Avec l’hiver, les vols se raréfient mais les reconnaissances sur Pola et l’Istrie sont toujours effectuées sur les Sopwith 1A2 de l’escadrille. La proximité du front amène certains pilotes à pratiquer la chasse aux Drachen sur la Piave : le 21 mars 1918, le sergent Marcou en attaque un sans l’enflammer et revient avec son Nieuport 27 couvert d’éclats. La malchance le poursuit car le 21 avril au cours d’une patrouille à 4000 m un obus antiaérien explose sous son Nieuport et un éclat le blesse au pied. Ce n’est que le 21 juin que le sergent Lévy et le maréchal des logis Corniglion parviennent à détruire le premier Drachen de l’escadrille. Lévy se spécialise avec succès dans ce sport puisqu’il en détruit deux autres le 20 juillet et encore un le 5 août avec le maréchal des logis Autissier. Le 16 septembre 1918, alors qu’il abat son 5ème Drachen à l’ouest de Ceggia, il est touché par la DCA et doit poser son SPAD dans les lignes ennemies. Il est envoyé en captivité en Autriche d’où il s’évadera après un périple rocambolesque à pied à travers les montagnes du Tyrol, regagnant son escadrille peu avant la fin des combats.

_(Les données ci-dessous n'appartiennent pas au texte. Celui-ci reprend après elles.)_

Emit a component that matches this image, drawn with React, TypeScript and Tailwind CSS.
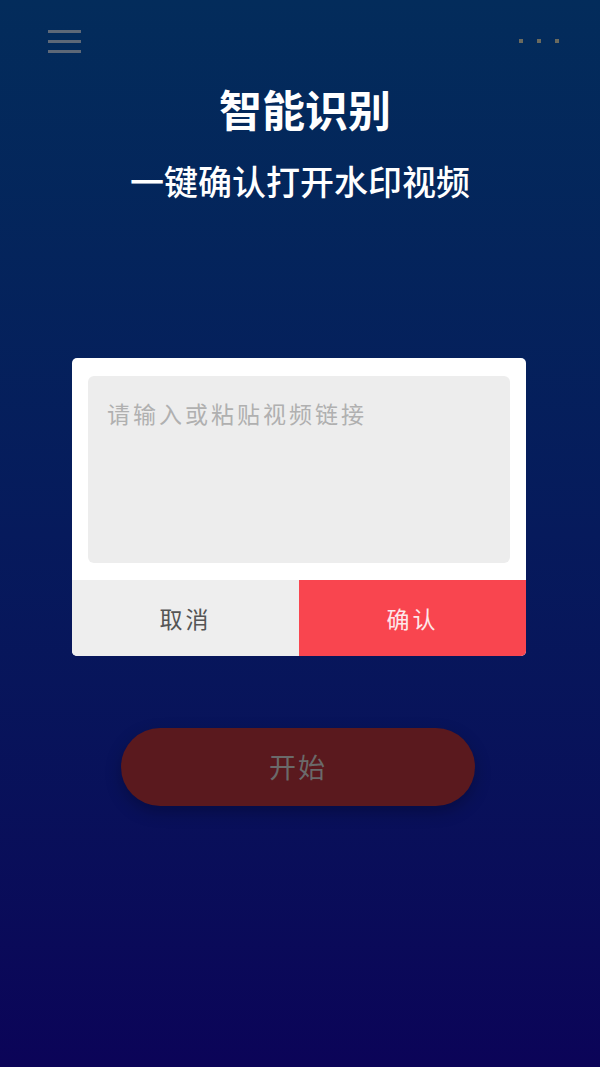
export default function App() {
  return (
    <div
      className="flex min-h-[1067px] w-full flex-col bg-gradient-to-b from-[#032c5b] via-[#061a5c] to-[#0b0458]"
      style={{ fontFamily: '"Noto Sans CJK SC", "Noto Sans", sans-serif' }}
    >
      <div className="flex items-start justify-between pl-[48px] pr-[41px] pt-[30px]">
        <div className="flex w-[33px] flex-col gap-[7px]">
          <span className="block h-[3px] bg-[#5d6877]" />
          <span className="block h-[3px] bg-[#5d6877]" />
          <span className="block h-[3px] bg-[#5d6877]" />
        </div>
        <div className="mt-[9px] flex gap-[14px]">
          <span className="block h-[4px] w-[4px] bg-[#6b6a5e]" />
          <span className="block h-[4px] w-[4px] bg-[#6b6a5e]" />
          <span className="block h-[4px] w-[4px] bg-[#6b6a5e]" />
        </div>
      </div>

      <h1 className="mt-[27px] pl-[10px] text-center text-[43px] font-bold leading-[56px] text-white">
        智能识别
      </h1>
      <p className="mt-[23px] text-center text-[34px] font-medium leading-[44px] text-white">
        一键确认打开水印视频
      </p>

      <div className="ml-[72px] mt-[155px] w-[454px] overflow-hidden rounded-[5px] bg-white">
        <div className="px-[16px] pt-[18px] pb-[17px]">
          <div className="h-[187px] rounded-[6px] bg-[#ededed] px-[19px] pt-[21px] text-[23px] leading-[32px] tracking-[3px] text-[#b0b0b0]">
            请输入或粘贴视频链接
          </div>
        </div>
        <div className="flex h-[76px]">
          <button className="flex flex-1 items-center justify-center bg-[#eeeeee] text-[23px] tracking-[3px] text-[#555555]">
            取消
          </button>
          <button className="flex flex-1 items-center justify-center bg-[#f9454f] text-[23px] tracking-[3px] text-[#fde8ea]">
            确认
          </button>
        </div>
      </div>

      <button className="ml-[121px] mt-[72px] flex h-[78px] w-[354px] items-center justify-center rounded-full bg-[#5a191e] text-[27px] tracking-[2px] text-[#6a6a6a] shadow-[0_6px_16px_rgba(0,0,0,0.25)]">
        开始
      </button>
    </div>
  );
}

La menace aérienne est de toute façon terminée autour de Venise. Pendant la capture de Lévy, l’escadrille est endeuillée le 12 octobre par la mort accidentelle du Maréchal des Logis Autissier tué sur son Nieuport en rentrant en collision contre un Macchi M 5 de la 261a Squadriglia (Sottocapo cannoniere Giulio Macchia qui survécut à l’accident).